A British Columbia couple says they will lose their home – for the second time – if Apple doesn’t pay them $600,000 after an October 2016 house fire that officials initially linked to a charging iPhone.

Cathy and Ian Finley, parents of two daughters, got $600,000 from their insurance company but they say it didn’t cover the full cost of rebuilding, or the lost income from the farm they had to shut down.

They say they have borrowed money, mostly from equity in their land, to rebuild and try to reopen their farm, where they held camps and tours. But the couple says they only have enough to stay about a year before they will be forced to sell.

They fear Apple will drag the matter out in court beyond their breaking point. Cathy Finley says she and her husband just want to be in same financial position as they were the day before the fire.

“We aren’t the only people this has happened to. A lot of people have reached out to us and sent us stories and photos,” she told CTV’s Your Morning on Monday. “I want to know from Apple why they didn’t respond on the first day and why they weren’t honest with us. We would have made very different decisions had they been honest about the litigation process we would have to go through.”

The couple says they would likely have sold the land and left with their equity rather than borrowing to rebuild had they known how long a resolution would take.

Cathy Finley says initial emailed conversations with Apple seemed promising, with a case worker saying Apple would make things right, but nothing came of it. She says, when she started to call, she was endlessly redirected or hung up on. When Apple eventually asked how much they were seeking and received a list of costs, Cathy Finley says “they lawyered up and shut down communication with us.”

An Apple spokesperson confirmed to CTVNews.ca that the company is looking into the customer’s claim but has not yet been able to analyze the device. It is in the possession of the Finleys' insurance company, The Co-operators.

"We are ready to arrange for an inspection of the phone as soon as all parties have representatives who can attend," Co-operators spokesperson Leonard Sharman told CTVNews.ca via email.

Cathy Finley says she plugged in her three-month-old iPhone 6 to charge it on Oct. 13 and headed out to feed her goats. About 20 minutes later, she saw smoke coming from her house. The heat was too intense to enter and the family lost almost everything.

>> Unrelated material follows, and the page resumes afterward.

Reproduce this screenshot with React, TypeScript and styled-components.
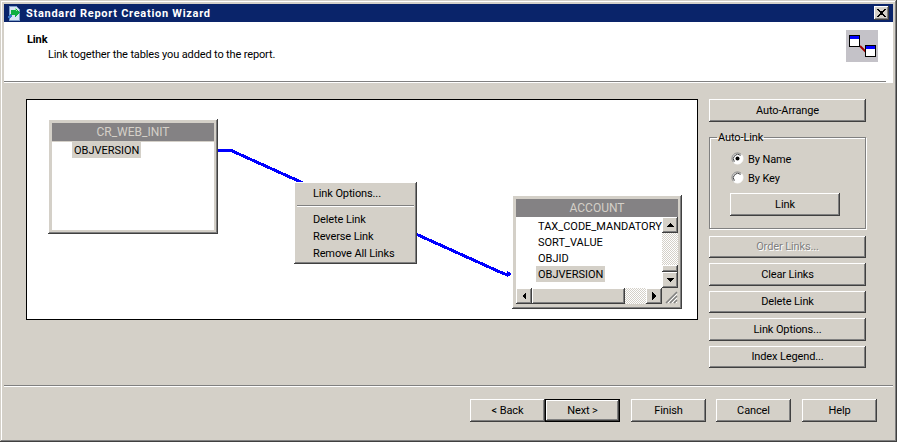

Langley Assistant Fire Chief Pat Walker says the iPhone and charger, which was directly plugged into the wall, were found in the area of the fire’s origin, a living room chair. There were no other electrical or heating devices that could have contributed to the fire, he says.

Officials who found the charred device while investigating reported that, "It would appear that the phone or charger generated enough heat to ignite the leather chair and notebook and start the fire.” But an official cause of the fire was not determined.

The iPhone was sent to a private lab, which was tasked with assessing whether there was some fault in the device, says Walker. Data from lab testing is collected and analyzed provincially to determine if there are trends that would warrant a recall or public safety bulletin. Walker says he’s heard nothing back from the lab about the iPhone in this case.

Fires in cell phones frequently make headlines but Walker says they are relatively rare.

“It’s important to consider the frequency of these fires given the number of devices that are out there. We have no indication that there is a problem.”

Nonetheless, Walker only charges his cell phone on a granite counter top, never on a combustible surface. And he suggests phone users carefully follow the manufacturer’s suggestions for charging and always invest in good quality charging cords and power bars.

The Finleys have recorded all phone conversations with Apple representatives and have posted them, along with all emails online. They’ve also launched a petition, which has more than 2,100 signatures.

In one recorded phone conversation, Cathy Finley says: “It’s enough. It’s 17 months since the fire and we cannot go on. We’re losing our property. We’ve lost our business. Our mental wellbeing is just in tatters. As you can hear, we can barely talk to you.”

On the Change.org petition page, she writes: “I'm angry at being treated like an insignificant nobody. We lost our home, everything we owned, our emotional well-being and now our business because of them. The way they have treated us is, at best, neglectful and at worst cruel.”